Posisi Ahamdinejad yang ”keras kepala” ini membuat AS (Obama) semakin menjadi-jadi untuk segera mengisolasi Iran dan bahkan ada upaya menginvasi Iran jika tetap berpegang teguh terhadap proyek nuklirnya. Dalam konteks ini, Obama akan menggunakan ”anak didiknya” yakni Israel untuk membantunya dalam menghukum Iran.
Relasi yang timpang dalam hal penyelesaian kasus Iran inilah yang membuat daya tawar AS begitu rendah sehingga bisa dimainkan oleh Israel. Maka tidak mengherankan jika Netanyahu tidak akan mengurungkan niatnya dalam pembanguanan perumahan di Jerusalem Timur meski dalam pandangan internasional hal tersebut adalah ilegal.
Dana Kampanye Obama
Hal yang perlu diperhatikan dalam konstelasi politik domestik AS khususnya kampanye pilpres AS tahun 2008 adalah dana kampanye yang masuk ke Partai Demokrat, partainya Obama. Dalam kampenye pemenangan Obama sebagai presiden AS telah banyak mendapatkan dana bantuan dari pihak Yahudi.
Gelontoran dana ratusan juta dolar AS dari dana-dana yang digalang oleh lobi Yahudi di AS telah membuat Obama mati langkah dalam penyelesaian konflik Israel-Palestina. Kompensasi politik yang diminta oleh lobi Yahudi ke Obama adalah Obama dilarang keras membela Palestina.
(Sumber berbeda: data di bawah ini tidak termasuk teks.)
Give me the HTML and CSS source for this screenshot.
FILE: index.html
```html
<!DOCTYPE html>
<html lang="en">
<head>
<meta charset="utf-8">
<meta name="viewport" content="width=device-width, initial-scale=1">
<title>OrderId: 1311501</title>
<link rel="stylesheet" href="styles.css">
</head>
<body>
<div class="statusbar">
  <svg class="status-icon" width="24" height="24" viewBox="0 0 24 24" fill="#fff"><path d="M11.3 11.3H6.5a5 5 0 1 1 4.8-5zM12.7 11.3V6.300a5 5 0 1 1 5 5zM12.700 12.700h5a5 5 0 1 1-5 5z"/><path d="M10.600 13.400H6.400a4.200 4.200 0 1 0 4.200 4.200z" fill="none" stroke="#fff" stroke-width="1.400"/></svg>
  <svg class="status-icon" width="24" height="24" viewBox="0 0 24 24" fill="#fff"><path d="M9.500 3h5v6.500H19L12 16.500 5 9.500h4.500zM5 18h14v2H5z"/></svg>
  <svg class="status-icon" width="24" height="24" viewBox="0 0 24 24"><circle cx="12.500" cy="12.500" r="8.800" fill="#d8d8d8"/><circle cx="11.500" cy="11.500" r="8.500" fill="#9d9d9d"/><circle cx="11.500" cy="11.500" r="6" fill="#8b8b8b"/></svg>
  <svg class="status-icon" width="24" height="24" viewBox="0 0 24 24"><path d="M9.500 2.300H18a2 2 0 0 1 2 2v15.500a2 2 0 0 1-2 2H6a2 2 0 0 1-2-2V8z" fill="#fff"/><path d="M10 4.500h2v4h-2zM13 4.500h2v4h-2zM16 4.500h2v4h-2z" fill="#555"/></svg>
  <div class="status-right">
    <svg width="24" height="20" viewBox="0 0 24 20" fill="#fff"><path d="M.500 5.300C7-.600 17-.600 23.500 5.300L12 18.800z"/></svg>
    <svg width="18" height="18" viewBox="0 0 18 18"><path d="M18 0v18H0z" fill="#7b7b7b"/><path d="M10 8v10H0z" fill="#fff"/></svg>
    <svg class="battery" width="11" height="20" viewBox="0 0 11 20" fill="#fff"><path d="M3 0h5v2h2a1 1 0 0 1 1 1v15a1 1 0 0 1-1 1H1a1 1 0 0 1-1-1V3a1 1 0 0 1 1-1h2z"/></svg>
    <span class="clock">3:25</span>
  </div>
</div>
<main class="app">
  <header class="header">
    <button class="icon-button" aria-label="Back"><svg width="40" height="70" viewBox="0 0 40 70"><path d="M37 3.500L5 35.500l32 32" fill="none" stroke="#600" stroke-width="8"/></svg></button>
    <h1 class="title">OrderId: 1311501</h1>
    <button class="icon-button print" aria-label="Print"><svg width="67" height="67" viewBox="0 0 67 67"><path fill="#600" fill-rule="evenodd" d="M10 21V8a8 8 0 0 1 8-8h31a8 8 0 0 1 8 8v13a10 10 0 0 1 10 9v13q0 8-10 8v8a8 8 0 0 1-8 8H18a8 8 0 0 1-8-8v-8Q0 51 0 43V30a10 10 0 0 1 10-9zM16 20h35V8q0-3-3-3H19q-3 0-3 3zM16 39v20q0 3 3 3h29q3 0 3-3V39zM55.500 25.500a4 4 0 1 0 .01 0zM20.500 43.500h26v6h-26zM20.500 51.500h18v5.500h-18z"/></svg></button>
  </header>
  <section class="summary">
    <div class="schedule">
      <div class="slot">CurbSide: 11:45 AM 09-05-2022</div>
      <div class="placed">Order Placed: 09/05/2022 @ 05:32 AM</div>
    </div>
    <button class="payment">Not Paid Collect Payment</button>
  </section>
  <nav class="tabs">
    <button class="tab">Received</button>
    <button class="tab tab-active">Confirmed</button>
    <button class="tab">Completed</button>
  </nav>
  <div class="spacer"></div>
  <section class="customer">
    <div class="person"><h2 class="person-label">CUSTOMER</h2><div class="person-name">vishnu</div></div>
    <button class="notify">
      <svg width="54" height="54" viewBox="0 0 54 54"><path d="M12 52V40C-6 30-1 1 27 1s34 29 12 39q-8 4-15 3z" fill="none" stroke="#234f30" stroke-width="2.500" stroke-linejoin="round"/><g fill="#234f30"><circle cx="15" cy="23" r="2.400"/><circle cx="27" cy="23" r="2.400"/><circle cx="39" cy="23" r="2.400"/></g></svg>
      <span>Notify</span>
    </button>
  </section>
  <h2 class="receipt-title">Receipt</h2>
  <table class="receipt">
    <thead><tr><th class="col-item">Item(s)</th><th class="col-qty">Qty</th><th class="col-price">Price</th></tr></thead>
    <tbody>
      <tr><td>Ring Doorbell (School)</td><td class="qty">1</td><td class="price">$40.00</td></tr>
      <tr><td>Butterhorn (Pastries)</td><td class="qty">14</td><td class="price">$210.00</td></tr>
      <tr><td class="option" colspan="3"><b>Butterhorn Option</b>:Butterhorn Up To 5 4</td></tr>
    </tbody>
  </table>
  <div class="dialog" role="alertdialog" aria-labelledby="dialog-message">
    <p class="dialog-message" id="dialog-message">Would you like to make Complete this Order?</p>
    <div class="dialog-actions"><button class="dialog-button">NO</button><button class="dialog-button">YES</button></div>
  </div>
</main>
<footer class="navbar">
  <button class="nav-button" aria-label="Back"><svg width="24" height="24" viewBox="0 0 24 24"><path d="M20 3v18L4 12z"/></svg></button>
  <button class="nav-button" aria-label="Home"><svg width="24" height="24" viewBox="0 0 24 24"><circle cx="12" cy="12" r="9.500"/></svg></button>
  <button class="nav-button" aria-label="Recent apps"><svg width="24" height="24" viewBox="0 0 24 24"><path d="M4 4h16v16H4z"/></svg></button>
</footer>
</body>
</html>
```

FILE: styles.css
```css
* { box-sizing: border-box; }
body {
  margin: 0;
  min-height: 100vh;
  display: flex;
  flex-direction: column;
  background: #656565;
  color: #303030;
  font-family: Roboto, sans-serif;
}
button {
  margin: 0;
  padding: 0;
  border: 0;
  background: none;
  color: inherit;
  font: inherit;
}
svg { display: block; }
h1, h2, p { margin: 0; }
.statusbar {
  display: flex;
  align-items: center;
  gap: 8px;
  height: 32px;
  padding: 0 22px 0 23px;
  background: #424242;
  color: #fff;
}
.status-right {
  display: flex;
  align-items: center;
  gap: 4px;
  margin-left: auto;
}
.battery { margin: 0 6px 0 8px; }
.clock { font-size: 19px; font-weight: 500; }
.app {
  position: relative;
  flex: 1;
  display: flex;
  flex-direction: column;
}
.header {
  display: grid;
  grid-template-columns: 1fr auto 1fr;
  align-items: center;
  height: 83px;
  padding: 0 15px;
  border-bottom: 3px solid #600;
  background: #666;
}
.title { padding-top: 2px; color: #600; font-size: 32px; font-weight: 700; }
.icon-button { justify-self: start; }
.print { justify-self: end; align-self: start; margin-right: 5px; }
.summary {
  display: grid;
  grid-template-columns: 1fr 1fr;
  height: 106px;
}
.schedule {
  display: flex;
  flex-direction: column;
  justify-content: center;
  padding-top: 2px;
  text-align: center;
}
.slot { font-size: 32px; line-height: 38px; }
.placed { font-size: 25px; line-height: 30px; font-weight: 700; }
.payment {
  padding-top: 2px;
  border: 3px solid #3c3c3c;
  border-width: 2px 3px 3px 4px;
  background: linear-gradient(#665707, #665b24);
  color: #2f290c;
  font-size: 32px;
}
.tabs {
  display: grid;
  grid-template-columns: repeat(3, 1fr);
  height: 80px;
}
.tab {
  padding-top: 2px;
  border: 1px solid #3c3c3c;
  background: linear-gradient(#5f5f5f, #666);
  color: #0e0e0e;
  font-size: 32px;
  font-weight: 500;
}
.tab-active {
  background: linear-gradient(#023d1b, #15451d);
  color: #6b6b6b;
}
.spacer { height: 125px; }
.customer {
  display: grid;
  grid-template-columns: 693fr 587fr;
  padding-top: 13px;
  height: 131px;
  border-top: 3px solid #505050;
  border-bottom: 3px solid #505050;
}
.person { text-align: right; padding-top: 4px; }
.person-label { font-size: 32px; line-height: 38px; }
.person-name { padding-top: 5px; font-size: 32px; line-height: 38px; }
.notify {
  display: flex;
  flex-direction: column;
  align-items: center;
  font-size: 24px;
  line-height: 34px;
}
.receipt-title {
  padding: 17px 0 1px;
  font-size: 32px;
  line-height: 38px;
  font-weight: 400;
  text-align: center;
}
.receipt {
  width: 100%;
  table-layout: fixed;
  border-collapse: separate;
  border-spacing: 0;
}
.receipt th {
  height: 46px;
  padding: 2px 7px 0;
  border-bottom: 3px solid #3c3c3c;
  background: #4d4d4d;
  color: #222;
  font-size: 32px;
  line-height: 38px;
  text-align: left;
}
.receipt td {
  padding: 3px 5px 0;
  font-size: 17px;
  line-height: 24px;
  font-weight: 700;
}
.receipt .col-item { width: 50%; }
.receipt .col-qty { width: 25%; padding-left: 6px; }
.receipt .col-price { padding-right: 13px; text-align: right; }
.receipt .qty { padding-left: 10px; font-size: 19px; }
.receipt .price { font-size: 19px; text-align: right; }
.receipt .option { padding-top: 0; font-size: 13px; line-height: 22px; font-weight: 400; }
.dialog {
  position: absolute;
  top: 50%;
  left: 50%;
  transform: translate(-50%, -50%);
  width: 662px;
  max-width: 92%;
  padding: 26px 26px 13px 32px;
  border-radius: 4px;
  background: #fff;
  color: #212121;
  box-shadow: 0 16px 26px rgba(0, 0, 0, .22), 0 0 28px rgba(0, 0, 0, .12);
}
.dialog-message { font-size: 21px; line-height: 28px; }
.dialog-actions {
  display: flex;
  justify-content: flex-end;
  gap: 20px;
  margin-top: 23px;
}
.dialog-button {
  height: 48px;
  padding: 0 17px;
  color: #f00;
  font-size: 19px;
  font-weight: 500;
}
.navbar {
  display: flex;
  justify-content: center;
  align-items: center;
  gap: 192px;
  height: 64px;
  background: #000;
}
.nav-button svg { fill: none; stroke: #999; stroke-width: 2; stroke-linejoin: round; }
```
Maka tidak mengherankan jika dalam pidato inagurasinya 20 Januari 2009 tidak sedikitpun menyinggung konflik Israel-Palestina.
Berangkat dari analisa di atas maka tidak mengherankan jika ”hutang budi” pemerintah Obama dan kuatnya lobi Yahudi di AS akan menjadi energi bagi Netanyahu untuk terus mewujudkan mimpi-mimpinya membangun Israel di tengah jerit tangis warga sipil Palestina yang kehilangan rumah dan tanah-tanahnya.